Records Related to Augusta County Regiments



From: LEWIS E. HARVIE, President Richmond and Danville Railroad.
June 22, 1864.

Summary:
Lewis Harvie, President of the Danville and Richmond Railroad, writes Confederate Secretary of War James Seddon in June, 1864, to express his fear that Federal troops will be able to take the railroad. He reports on the inadequate defenses at Staunton and other places.


Hon. JAMES A. SEDDON:

CHULA,

June 22, 1864.

Unless troops are sent to the protection of the railroad I consider it as completely at the mercy of the enemy.
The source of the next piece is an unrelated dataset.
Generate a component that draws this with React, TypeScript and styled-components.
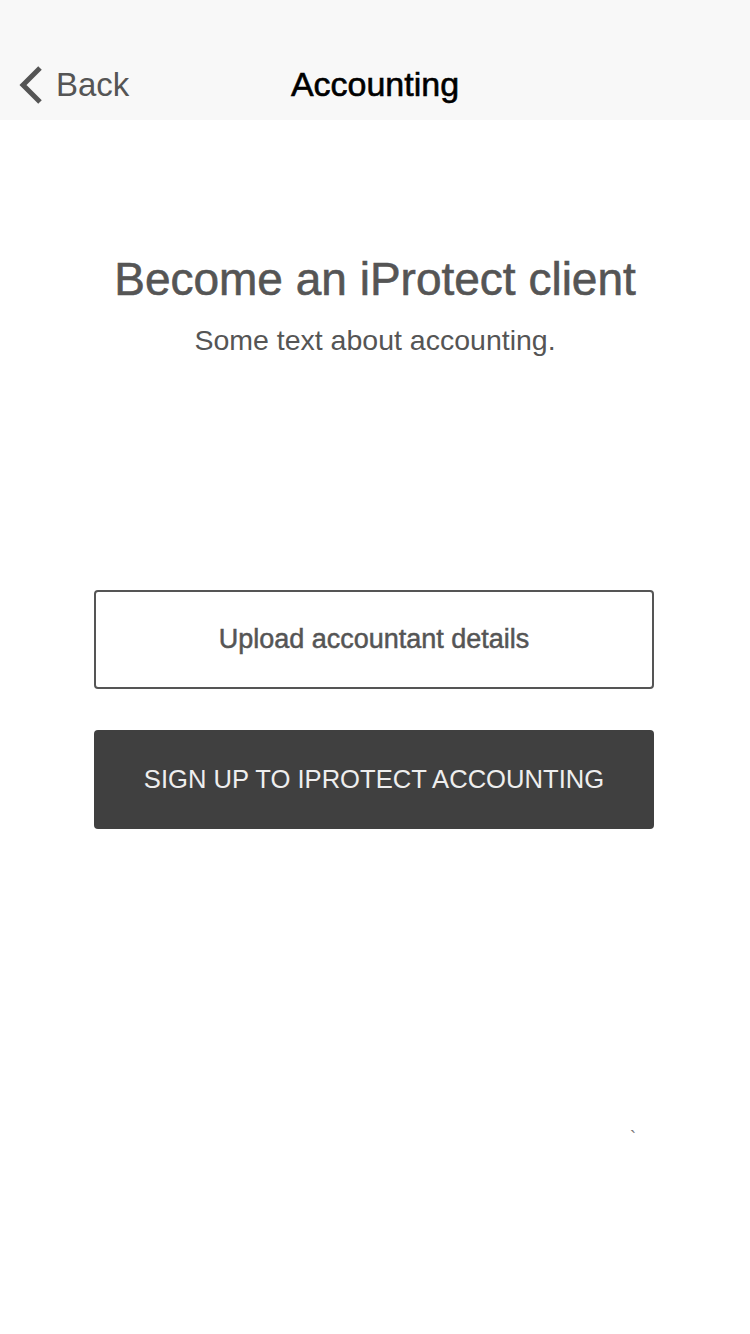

There will be some show of fight at ---, but with 300 men and such guns as are there it could only last a short time. At Flat Creek nothing of any moment has been done for its protection. At Staunton a few days since there were only 250 men, and they reserves, and six guns only carrying shot 1,000 yards, and the earth-works in a very incomplete state. Without aid from headquarters the probability is that transportation will cease over the road within twenty-four hours. It is for the authorities in Richmond to protect it; we cannot. I shall be in town to-night.

LEWIS E. HARVIE,
President Richmond and Danville Railroad.


Bibliographic Information : Letter Reproduced from The War of The Rebellion: Official Records of the Union and Confederate Armies, Series 1, Volume 40, Serial No. 81, Pages 682, Broadfoot Publishing Company, Wilmington, NC, 1997.